News The African Way

COVID-19: African Journalists Task To Provide Credible, Professional Reports

Against the Coronavirus pandemic and the resultant effect of high rise of fake news or unverified information due to limited access and other associated challenges, African journalists have been tasked to brace up by providing Credible and professional reports.

This is with a view to meeting the people’s expectations of credible information that would guide them to make right choices.

The Executive Director, Africa Media Development Foundation, AMDF, Iliya Kure thrown the challenge at a Development Post led by a Communication Specialist, Ahmed Maiyaki through Zoom which brought together other experts to discuss News Reporting at the time of pandemic.

Kure noted that people are after credible information hence the need for African journalists to rise up to the challenge presented by the pandemic to provide credible and professional reports.
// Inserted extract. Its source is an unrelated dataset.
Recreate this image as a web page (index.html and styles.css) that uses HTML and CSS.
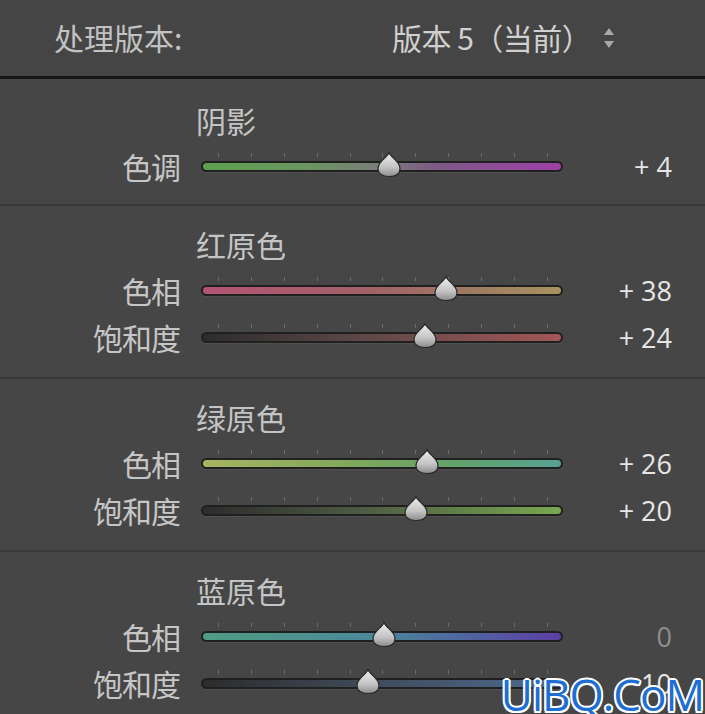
FILE: index.html
```html
<!DOCTYPE html>
<html lang="zh">
<head>
<meta charset="utf-8">
<link rel="stylesheet" href="styles.css">
</head>
<body>
<div class="panel">
  <div class="header">
    <div class="hdr-label">处理版本:</div>
    <div class="hdr-value">版本 5（当前）<svg class="updown" width="12" height="22" viewBox="0 0 12 22"><path d="M6 1 L11 8 H1 Z" fill="#a8a8a8"/><path d="M6 21 L11 14 H1 Z" fill="#a8a8a8"/></svg></div>
  </div>

  <div class="section first">
    <div class="sec-title">阴影</div>
    <div class="row">
      <div class="label">色调</div>
      <div class="track-wrap">
        <div class="ticks"><i></i><i></i><i></i><i></i><i></i><i></i><i></i><i></i><i></i><i></i><i></i></div>
        <div class="track tone"></div>
        <svg class="thumb" style="left:51.9%" width="26" height="27" viewBox="0 0 26 26"><use href="#thumb"/></svg>
      </div>
      <div class="value">+ 4</div>
    </div>
  </div>

  <div class="section">
    <div class="sec-title">红原色</div>
    <div class="row">
      <div class="label">色相</div>
      <div class="track-wrap">
        <div class="ticks"><i></i><i></i><i></i><i></i><i></i><i></i><i></i><i></i><i></i><i></i><i></i></div>
        <div class="track red-hue"></div>
        <svg class="thumb" style="left:67.7%" width="26" height="27" viewBox="0 0 26 26"><use href="#thumb"/></svg>
      </div>
      <div class="value">+ 38</div>
    </div>
    <div class="row">
      <div class="label">饱和度</div>
      <div class="track-wrap">
        <div class="ticks"><i></i><i></i><i></i><i></i><i></i><i></i><i></i><i></i><i></i><i></i><i></i></div>
        <div class="track red-sat"></div>
        <svg class="thumb" style="left:61.9%" width="26" height="27" viewBox="0 0 26 26"><use href="#thumb"/></svg>
      </div>
      <div class="value">+ 24</div>
    </div>
  </div>

  <div class="section">
    <div class="sec-title">绿原色</div>
    <div class="row">
      <div class="label">色相</div>
      <div class="track-wrap">
        <div class="ticks"><i></i><i></i><i></i><i></i><i></i><i></i><i></i><i></i><i></i><i></i><i></i></div>
        <div class="track green-hue"></div>
        <svg class="thumb" style="left:62.4%" width="26" height="27" viewBox="0 0 26 26"><use href="#thumb"/></svg>
      </div>
      <div class="value">+ 26</div>
    </div>
    <div class="row">
      <div class="label">饱和度</div>
      <div class="track-wrap">
        <div class="ticks"><i></i><i></i><i></i><i></i><i></i><i></i><i></i><i></i><i></i><i></i><i></i></div>
        <div class="track green-sat"></div>
        <svg class="thumb" style="left:59.4%" width="26" height="27" viewBox="0 0 26 26"><use href="#thumb"/></svg>
      </div>
      <div class="value">+ 20</div>
    </div>
  </div>

  <div class="section last">
    <div class="sec-title">蓝原色</div>
    <div class="row">
      <div class="label">色相</div>
      <div class="track-wrap">
        <div class="ticks"><i></i><i></i><i></i><i></i><i></i><i></i><i></i><i></i><i></i><i></i><i></i></div>
        <div class="track blue-hue"></div>
        <svg class="thumb" style="left:50.6%" width="26" height="27" viewBox="0 0 26 26"><use href="#thumb"/></svg>
      </div>
      <div class="value zero">0</div>
    </div>
    <div class="row">
      <div class="label">饱和度</div>
      <div class="track-wrap">
        <div class="ticks"><i></i><i></i><i></i><i></i><i></i><i></i><i></i><i></i><i></i><i></i><i></i></div>
        <div class="track blue-sat"></div>
        <svg class="thumb" style="left:46.1%" width="26" height="27" viewBox="0 0 26 26"><use href="#thumb"/></svg>
      </div>
      <div class="value">− 10</div>
    </div>
  </div>

  <div class="watermark">UiBQ.CoM</div>
</div>

<svg width="0" height="0" class="defs">
  <defs>
    <linearGradient id="tg" x1="0" y1="0" x2="0" y2="1">
      <stop offset="0" stop-color="#f0f0f0"/>
      <stop offset="0.6" stop-color="#c4c4c4"/>
      <stop offset="1" stop-color="#8c8c8c"/>
    </linearGradient>
    <symbol id="thumb" viewBox="0 0 26 26">
      <path d="M13 1 C14.5 6 24 9.5 24 17 C24 22.5 19.5 25 13 25 C6.5 25 2 22.5 2 17 C2 9.5 11.5 6 13 1 Z" fill="url(#tg)" stroke="#2a2a2a" stroke-width="1.2"/>
    </symbol>
  </defs>
</svg>
</body>
</html>
```

FILE: styles.css
```css
* { box-sizing: border-box; }
html, body {
  margin: 0;
  padding: 0;
  background: #464646;
}
body {
  width: 705px;
  height: 714px;
  overflow: hidden;
  font-family: "Noto Sans CJK SC", "Noto Sans", sans-serif;
  color: #c9c9c9;
}
.panel {
  position: relative;
  width: 705px;
  height: 714px;
}
.header {
  height: 79px;
  display: flex;
  align-items: center;
  padding-bottom: 2px;
  border-bottom: 3px solid #161616;
  background: #454545;
}
.hdr-label {
  width: 392px;
  padding-left: 54px;
  font-size: 30px;
  line-height: 38px;
  color: #c2c2c2;
}
.hdr-value {
  display: flex;
  align-items: center;
  font-size: 30px;
  line-height: 38px;
  color: #d0d0d0;
  letter-spacing: -0.5px;
}
.updown {
  margin-left: 12px;
  margin-top: 2px;
}
.section {
  padding: 15px 0 16px;
  border-bottom: 2px solid #393939;
}
.section.first {
  padding-top: 18px;
  padding-bottom: 14px;
}
.section.last {
  border-bottom: none;
}
.sec-title {
  height: 46px;
  line-height: 46px;
  padding-left: 196px;
  font-size: 30px;
  color: #c4c4c4;
}
.row {
  height: 47px;
  display: flex;
  align-items: center;
}
.label {
  width: 180px;
  text-align: right;
  font-size: 30px;
  line-height: 47px;
  color: #c6c6c6;
  letter-spacing: -1px;
}
.track-wrap {
  position: relative;
  width: 362px;
  height: 47px;
  margin-left: 21px;
}
.ticks {
  position: absolute;
  left: 17px;
  right: 15px;
  top: 10px;
  height: 4px;
  display: flex;
  justify-content: space-between;
}
.ticks i {
  display: block;
  width: 1px;
  height: 4px;
  background: #6c6c6c;
}
.track {
  position: absolute;
  left: 0;
  right: 0;
  top: 18px;
  height: 11px;
  border-radius: 6px;
  border: 2px solid #202020;
  box-shadow: 0 1px 0 rgba(255,255,255,0.06);
}
.tone { background: linear-gradient(to right, #5ea04f, #6a9560 30%, #7b7b7b 50%, #7e5a86 65%, #9d40a8); }
.red-hue { background: linear-gradient(to right, #b25473, #a26068 45%, #9d7b62 75%, #a8925f); }
.red-sat { background: linear-gradient(to right, #2c2c2c, #5e4848 45%, #a35656); }
.green-hue { background: linear-gradient(to right, #a6b462, #82a85c 40%, #62a26a 70%, #57a293); }
.green-sat { background: linear-gradient(to right, #2c2c2c, #4e5c44 45%, #78a850); }
.blue-hue { background: linear-gradient(to right, #4f9c82, #4b8a98 45%, #4f6aa0 70%, #5c3ea4); }
.blue-sat { background: linear-gradient(to right, #2c2c2c, #3f4a58 45%, #4d6b92); }
.thumb {
  position: absolute;
  top: 8px;
  transform: translateX(-50%);
}
.value {
  width: 109px;
  text-align: right;
  font-family: "Open Sans", "Noto Sans", sans-serif;
  font-size: 27px;
  line-height: 47px;
  color: #e6e6e6;
}
.value.zero {
  color: #8e8e8e;
}
.defs {
  position: absolute;
  width: 0;
  height: 0;
}
.watermark {
  position: absolute;
  right: 1px;
  bottom: -10px;
  font-family: "Open Sans", "Noto Sans", sans-serif;
  font-size: 44px;
  font-weight: 400;
  letter-spacing: -1px;
  color: #1d6fd3;
  text-shadow: -2px 0 #fff, 2px 0 #fff, 0 -2px #fff, 0 2px #fff, -1.5px -1.5px #fff, 1.5px 1.5px #fff, -1.5px 1.5px #fff, 1.5px -1.5px #fff;
}
```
Journalists, he said, can do this, by inculcating professional standard of verifying and double checking every report before dishing it out to the public.

“As journalists subject their reports to professional and editorial processes, every personal bias and prejudice will be sift out and the public will have access to credible information which will go a long way in building trust for the media”, Kure re-emphasized.

While calling on journalists to rely on their contacts since communities are out of reach, the AMDF Executive Director, stressed the need to verify every information gotten, to curtail the spread of fake news.

The media Chief Executive advised journalists and media stations to revive the use of listener’s and viewer’s club to verify information on happenings around communities.

One of the Panelists, Mallam Balarabe Sa’id, a lecturer with the Kaduna Polytechnic, decried the gap in capacity of journalists in reporting on the pandemic.

Sa’id noted that most of the stories carried on the pandemic are official statements with little analysis on the impact of the pandemic on agriculture and other aspects of life.
This he attributed to low capacity and lack of competence and mentoring.

The experts therefore advised African journalists to rise against these challenges to imbibe the culture of research and fact finding in content development, if they must take their place as professionals.

Other issues raised during the conversation were: lack of remuneration package for most African journalists which often exposed them to compromising tendencies at the detriment of quality and credible information.

Censorship from most media owners who are allies of government to drop any report that tend to hold government accountable, was also identified.